▶ TASK DETAILS
Everything in the listing except the pictures should be written out exactly.

▶ AVAILABLE DATA
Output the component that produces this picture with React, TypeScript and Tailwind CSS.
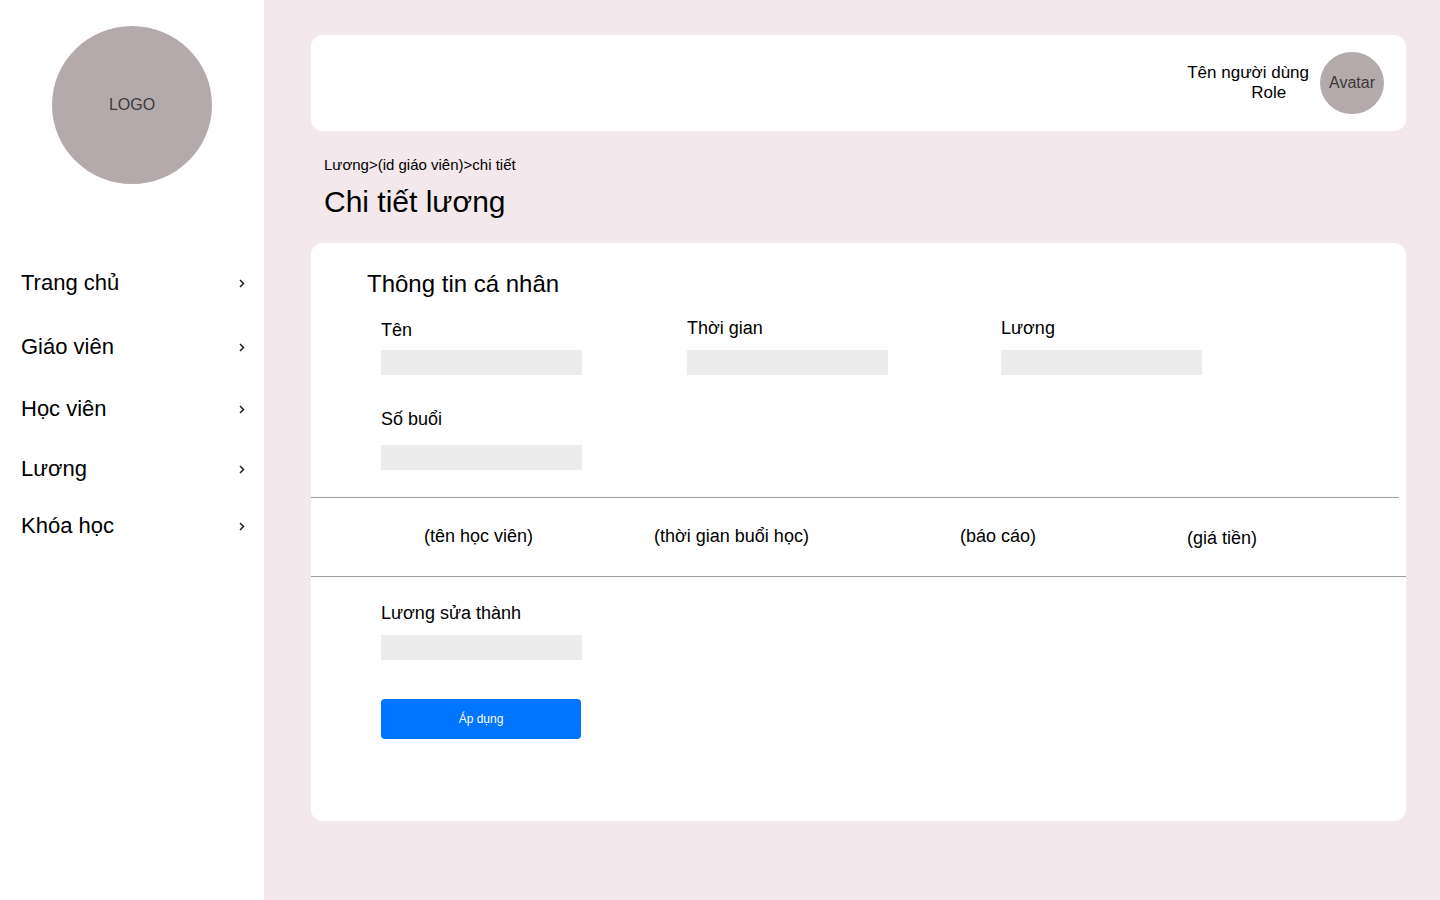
import { useId } from "react";

const navItems = [
  { label: "Trang chủ", spacing: "" },
  { label: "Giáo viên", spacing: "mt-9" },
  { label: "Học viên", spacing: "mt-[34px]" },
  { label: "Lương", spacing: "mt-8" },
  { label: "Khóa học", spacing: "mt-[29px]" },
];

function Chevron() {
  return (
    <svg
      className="h-[10px] w-[6px]"
      viewBox="0 0 6 10"
      fill="none"
      stroke="#222"
      strokeWidth="1.5"
      aria-hidden="true"
    >
      <path d="M1 2 L4.5 5.5 L1 9" />
    </svg>
  );
}

function Field({ label, gap = "gap-2.5" }: { label: string; gap?: string }) {
  const id = useId();
  return (
    <div className={`flex flex-col items-start justify-end ${gap}`}>
      <label htmlFor={id} className="text-lg leading-6">
        {label}
      </label>
      <input id={id} type="text" className="h-[25px] w-[201px] bg-[#ececec] px-2 text-sm outline-none" />
    </div>
  );
}

function Sidebar() {
  return (
    <aside className="w-[264px] shrink-0 bg-white pt-[26px]">
      <div className="mx-auto flex h-[158px] w-40 items-center justify-center rounded-[50%] bg-[#b4aaab] text-base text-[#3b3b3b]">
        LOGO
      </div>
      <nav className="mt-[85px] pr-[19px] pl-[21px]">
        <ul>
          {navItems.map((item) => (
            <li key={item.label} className={item.spacing}>
              <a href="#" className="flex h-7 items-center justify-between text-[22px] leading-7">
                {item.label}
                <Chevron />
              </a>
            </li>
          ))}
        </ul>
      </nav>
    </aside>
  );
}

export default function App() {
  return (
    <div className="flex min-h-screen bg-[#f3e9ec] font-['Liberation_Sans',Arial,sans-serif] text-black">
      <Sidebar />
      <main className="min-w-0 flex-1 pt-[35px] pr-[34px] pb-10 pl-[47px]">
        <header className="flex h-24 items-center justify-end gap-[11px] rounded-xl bg-white pr-[22px]">
          <div className="text-[17px] leading-5">
            <p>Tên người dùng</p>
            <p className="pl-16">Role</p>
          </div>
          <div className="flex h-[62px] w-16 items-center justify-center rounded-[50%] bg-[#b4aaab] text-base text-[#3b3b3b]">
            Avatar
          </div>
        </header>

        <div className="pt-6 pl-[13px]">
          <nav aria-label="Breadcrumb" className="text-[15px] leading-5">
            <a href="#">Lương</a>&gt;<a href="#">(id giáo viên)</a>&gt;<span>chi tiết</span>
          </nav>
          <h1 className="mt-[9px] text-[30px] leading-9">Chi tiết lương</h1>
        </div>

        <section className="mt-[23px] rounded-xl bg-white pt-[25px] pb-[82px]">
          <h2 className="pl-14 text-2xl leading-8">Thông tin cá nhân</h2>
          <form onSubmit={(event) => event.preventDefault()}>
            <div className="mt-4 grid grid-cols-[306px_314px_201px] gap-y-8 pl-[70px]">
              <Field label="Tên" gap="gap-2" />
              <Field label="Thời gian" />
              <Field label="Lương" />
              <Field label="Số buổi" gap="gap-3.5" />
            </div>

            <hr className="mt-[27px] mr-[7px] border-[#9e9e9e]" />
            <table className="w-full table-fixed border-b border-[#9e9e9e] text-left text-lg leading-6">
              <colgroup>
                <col className="w-[343px]" />
                <col className="w-[306px]" />
                <col className="w-[227px]" />
                <col />
              </colgroup>
              <tbody>
                <tr className="h-[78px] align-middle">
                  <td className="pb-0.5 pl-[113px]">(tên học viên)</td>
                  <td className="pb-0.5">(thời gian buổi học)</td>
                  <td className="pb-0.5">(báo cáo)</td>
                  <td className="pt-0.5">(giá tiền)</td>
                </tr>
              </tbody>
            </table>

            <div className="mt-6 pl-[70px]">
              <Field label="Lương sửa thành" />
              <button
                type="submit"
                className="mt-[39px] h-10 w-[200px] rounded bg-[#0075ff] text-xs text-white"
              >
                Áp dụng
              </button>
            </div>
          </form>
        </section>
      </main>
    </div>
  );
}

▶ RESPONSE TO THIS TASK
Output the component that produces this picture with React, TypeScript and Tailwind CSS.
import { useId } from "react";

const navItems = [
  { label: "Trang chủ", spacing: "" },
  { label: "Giáo viên", spacing: "mt-9" },
  { label: "Học viên", spacing: "mt-[34px]" },
  { label: "Lương", spacing: "mt-8" },
  { label: "Khóa học", spacing: "mt-[29px]" },
];

function Chevron() {
  return (
    <svg
      className="h-[10px] w-[6px]"
      viewBox="0 0 6 10"
      fill="none"
      stroke="#222"
      strokeWidth="1.5"
      aria-hidden="true"
    >
      <path d="M1 2 L4.5 5.5 L1 9" />
    </svg>
  );
}

function Field({ label, gap = "gap-2.5" }: { label: string; gap?: string }) {
  const id = useId();
  return (
    <div className={`flex flex-col items-start justify-end ${gap}`}>
      <label htmlFor={id} className="text-lg leading-6">
        {label}
      </label>
      <input id={id} type="text" className="h-[25px] w-[201px] bg-[#ececec] px-2 text-sm outline-none" />
    </div>
  );
}

function Sidebar() {
  return (
    <aside className="w-[264px] shrink-0 bg-white pt-[26px]">
      <div className="mx-auto flex h-[158px] w-40 items-center justify-center rounded-[50%] bg-[#b4aaab] text-base text-[#3b3b3b]">
        LOGO
      </div>
      <nav className="mt-[85px] pr-[19px] pl-[21px]">
        <ul>
          {navItems.map((item) => (
            <li key={item.label} className={item.spacing}>
              <a href="#" className="flex h-7 items-center justify-between text-[22px] leading-7">
                {item.label}
                <Chevron />
              </a>
            </li>
          ))}
        </ul>
      </nav>
    </aside>
  );
}

export default function App() {
  return (
    <div className="flex min-h-screen bg-[#f3e9ec] font-['Liberation_Sans',Arial,sans-serif] text-black">
      <Sidebar />
      <main className="min-w-0 flex-1 pt-[35px] pr-[34px] pb-10 pl-[47px]">
        <header className="flex h-24 items-center justify-end gap-[11px] rounded-xl bg-white pr-[22px]">
          <div className="text-[17px] leading-5">
            <p>Tên người dùng</p>
            <p className="pl-16">Role</p>
          </div>
          <div className="flex h-[62px] w-16 items-center justify-center rounded-[50%] bg-[#b4aaab] text-base text-[#3b3b3b]">
            Avatar
          </div>
        </header>

        <div className="pt-6 pl-[13px]">
          <nav aria-label="Breadcrumb" className="text-[15px] leading-5">
            <a href="#">Lương</a>&gt;<a href="#">(id giáo viên)</a>&gt;<span>chi tiết</span>
          </nav>
          <h1 className="mt-[9px] text-[30px] leading-9">Chi tiết lương</h1>
        </div>

        <section className="mt-[23px] rounded-xl bg-white pt-[25px] pb-[82px]">
          <h2 className="pl-14 text-2xl leading-8">Thông tin cá nhân</h2>
          <form onSubmit={(event) => event.preventDefault()}>
            <div className="mt-4 grid grid-cols-[306px_314px_201px] gap-y-8 pl-[70px]">
              <Field label="Tên" gap="gap-2" />
              <Field label="Thời gian" />
              <Field label="Lương" />
              <Field label="Số buổi" gap="gap-3.5" />
            </div>

            <hr className="mt-[27px] mr-[7px] border-[#9e9e9e]" />
            <table className="w-full table-fixed border-b border-[#9e9e9e] text-left text-lg leading-6">
              <colgroup>
                <col className="w-[343px]" />
                <col className="w-[306px]" />
                <col className="w-[227px]" />
                <col />
              </colgroup>
              <tbody>
                <tr className="h-[78px] align-middle">
                  <td className="pb-0.5 pl-[113px]">(tên học viên)</td>
                  <td className="pb-0.5">(thời gian buổi học)</td>
                  <td className="pb-0.5">(báo cáo)</td>
                  <td className="pt-0.5">(giá tiền)</td>
                </tr>
              </tbody>
            </table>

            <div className="mt-6 pl-[70px]">
              <Field label="Lương sửa thành" />
              <button
                type="submit"
                className="mt-[39px] h-10 w-[200px] rounded bg-[#0075ff] text-xs text-white"
              >
                Áp dụng
              </button>
            </div>
          </form>
        </section>
      </main>
    </div>
  );
}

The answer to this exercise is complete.